Regierung muss rasch handlungsfähig werden
„Die Ukraine hat aber im Moment nicht den Luxus, wichtige Figuren rasch aus der Regierungskonstruktion auszutauschen, wenn sie sich als ineffektiv oder skandalträchtig erweisen“, erklärt Trubetskoy. Unter normalen Umständen wäre dies anders. Aber seit dem russischen Angriff ist nichts mehr normal. „Dennoch kann sich die Regierung nun trotz der unterschiedlich zu bewertenden Fälle erstens als handlungsfähig erweisen, indem sie ‚aufräumt‘. Der zweite Grund ist trauriger: Der Krieg wird recht lange dauern.“ Darauf stelle sich Russland ein, wirtschaftlich und mithilfe andauernder Mobilisierungswellen; aber auch die ukrainische Politik, die daher perspektivisch stabilere Strukturen braucht.

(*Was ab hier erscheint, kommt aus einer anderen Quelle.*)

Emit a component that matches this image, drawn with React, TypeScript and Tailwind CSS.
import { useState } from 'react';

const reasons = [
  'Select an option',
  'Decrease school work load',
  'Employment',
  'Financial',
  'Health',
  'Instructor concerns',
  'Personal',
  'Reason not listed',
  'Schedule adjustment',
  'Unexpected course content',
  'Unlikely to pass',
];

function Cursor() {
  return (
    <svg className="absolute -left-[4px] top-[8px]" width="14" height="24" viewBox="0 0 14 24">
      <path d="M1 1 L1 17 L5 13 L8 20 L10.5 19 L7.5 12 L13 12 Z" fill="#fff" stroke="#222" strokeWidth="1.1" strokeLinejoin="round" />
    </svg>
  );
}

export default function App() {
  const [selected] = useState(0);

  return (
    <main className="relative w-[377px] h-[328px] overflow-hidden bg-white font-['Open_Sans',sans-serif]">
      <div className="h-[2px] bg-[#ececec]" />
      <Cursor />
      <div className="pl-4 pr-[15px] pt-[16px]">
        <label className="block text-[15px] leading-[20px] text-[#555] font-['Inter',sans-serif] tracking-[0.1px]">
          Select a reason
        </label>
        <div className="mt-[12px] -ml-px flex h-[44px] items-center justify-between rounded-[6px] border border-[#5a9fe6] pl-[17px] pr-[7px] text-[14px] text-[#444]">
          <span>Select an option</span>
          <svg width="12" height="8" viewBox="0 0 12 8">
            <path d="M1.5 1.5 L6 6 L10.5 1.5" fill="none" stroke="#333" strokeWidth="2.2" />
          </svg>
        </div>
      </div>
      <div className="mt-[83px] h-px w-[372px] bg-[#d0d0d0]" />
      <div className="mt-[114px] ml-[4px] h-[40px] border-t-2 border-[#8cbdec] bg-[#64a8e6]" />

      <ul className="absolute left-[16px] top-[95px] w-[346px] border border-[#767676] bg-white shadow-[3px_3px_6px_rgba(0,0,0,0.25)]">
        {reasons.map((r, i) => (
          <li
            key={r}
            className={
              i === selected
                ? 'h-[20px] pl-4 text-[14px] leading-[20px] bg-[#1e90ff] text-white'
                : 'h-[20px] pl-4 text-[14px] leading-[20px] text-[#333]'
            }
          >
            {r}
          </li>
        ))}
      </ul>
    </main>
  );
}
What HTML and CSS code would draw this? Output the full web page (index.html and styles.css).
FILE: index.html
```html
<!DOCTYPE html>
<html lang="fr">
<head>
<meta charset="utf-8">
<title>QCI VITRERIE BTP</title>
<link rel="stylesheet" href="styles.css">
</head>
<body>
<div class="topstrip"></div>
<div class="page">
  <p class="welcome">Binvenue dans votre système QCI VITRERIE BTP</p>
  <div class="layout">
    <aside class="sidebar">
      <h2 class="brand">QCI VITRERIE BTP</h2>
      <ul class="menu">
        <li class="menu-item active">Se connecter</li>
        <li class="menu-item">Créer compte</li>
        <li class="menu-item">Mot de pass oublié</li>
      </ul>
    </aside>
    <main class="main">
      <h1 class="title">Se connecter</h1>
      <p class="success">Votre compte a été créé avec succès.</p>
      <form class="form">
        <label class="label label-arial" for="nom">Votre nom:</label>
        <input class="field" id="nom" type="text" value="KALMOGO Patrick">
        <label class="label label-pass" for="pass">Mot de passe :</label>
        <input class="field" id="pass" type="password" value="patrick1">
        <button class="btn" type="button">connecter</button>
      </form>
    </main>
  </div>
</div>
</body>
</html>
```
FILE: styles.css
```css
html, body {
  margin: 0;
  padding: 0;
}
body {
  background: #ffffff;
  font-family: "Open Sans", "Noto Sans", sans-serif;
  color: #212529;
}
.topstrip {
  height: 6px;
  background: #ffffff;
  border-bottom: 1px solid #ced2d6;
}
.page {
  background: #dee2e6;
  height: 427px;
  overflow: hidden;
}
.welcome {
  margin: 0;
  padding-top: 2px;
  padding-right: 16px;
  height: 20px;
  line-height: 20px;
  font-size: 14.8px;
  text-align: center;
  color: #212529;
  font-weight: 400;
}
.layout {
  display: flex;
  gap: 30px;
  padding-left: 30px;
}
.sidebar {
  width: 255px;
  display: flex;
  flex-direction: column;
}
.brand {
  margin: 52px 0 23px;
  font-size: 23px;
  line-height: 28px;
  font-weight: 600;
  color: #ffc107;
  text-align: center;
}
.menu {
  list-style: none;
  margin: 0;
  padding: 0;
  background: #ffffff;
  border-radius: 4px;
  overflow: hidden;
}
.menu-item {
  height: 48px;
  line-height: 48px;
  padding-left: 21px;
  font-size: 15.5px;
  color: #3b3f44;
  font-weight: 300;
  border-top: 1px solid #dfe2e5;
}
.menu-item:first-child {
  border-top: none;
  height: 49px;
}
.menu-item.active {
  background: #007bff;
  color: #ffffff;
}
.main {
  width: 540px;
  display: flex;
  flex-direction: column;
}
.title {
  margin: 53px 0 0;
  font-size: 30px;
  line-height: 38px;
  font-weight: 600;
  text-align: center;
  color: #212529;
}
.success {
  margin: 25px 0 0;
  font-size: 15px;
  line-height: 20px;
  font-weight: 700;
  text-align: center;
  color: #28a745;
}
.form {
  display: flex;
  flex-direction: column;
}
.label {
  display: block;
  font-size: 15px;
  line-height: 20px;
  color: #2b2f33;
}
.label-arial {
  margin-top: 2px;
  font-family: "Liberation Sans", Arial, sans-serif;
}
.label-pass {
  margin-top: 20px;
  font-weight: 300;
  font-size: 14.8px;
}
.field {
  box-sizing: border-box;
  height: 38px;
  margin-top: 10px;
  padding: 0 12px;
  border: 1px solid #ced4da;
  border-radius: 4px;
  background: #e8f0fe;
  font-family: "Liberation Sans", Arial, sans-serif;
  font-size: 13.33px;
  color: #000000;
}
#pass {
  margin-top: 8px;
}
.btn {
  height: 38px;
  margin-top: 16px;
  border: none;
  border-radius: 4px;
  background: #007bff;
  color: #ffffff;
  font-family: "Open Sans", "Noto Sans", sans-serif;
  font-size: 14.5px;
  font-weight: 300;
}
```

Dass es überhaupt zu einem Krieg kommen kann, wurde selbst in den ukrainischen Medien und der Öffentlichkeit lange unterschätzt, so der Eindruck von Trubetskoy. „Aber spätestens, nachdem Putin sein Essay zur Ukraine im Juli 2021 veröffentlicht hatte, hätten wir unsere Meinung ändern müssen.“ Man habe das Gefühl gehabt, den Nachbarn gut zu kennen. „Aber freundliche Beziehungen zwischen Moskau und Kyjiw sind vorbei. Wir wenden uns vom russischen Kulturraum ab. Diese Welt ist weit von der Realität entfernt.“
Während des Gesprächs mit Denis Trubetskoy bricht zweimal die Verbindung ab. Nach anderthalb Stunden intensiven Austauschs glauben wir, einige wichtige Antworten auf unsere Fragen erhalten zu haben und verabreden, weiter in Kontakt zu bleiben. Entscheidend der Eindruck, dass die staatlichen Strukturen der Ukraine trotz des massiven Drucks funktionieren und dazu beigetragen haben, dass weite Teile der Ukraine nicht in russische Hand gefallen sind oder, wo dies doch geschah, zum Teil zurückerobert wurden. Bleibend auch der Eindruck, dass wir es mit einem Konflikt zu tun haben, der nicht binnen Monaten beigelegt sein wird. Daran werden auch jüngste Panzerlieferungen nichts ändern.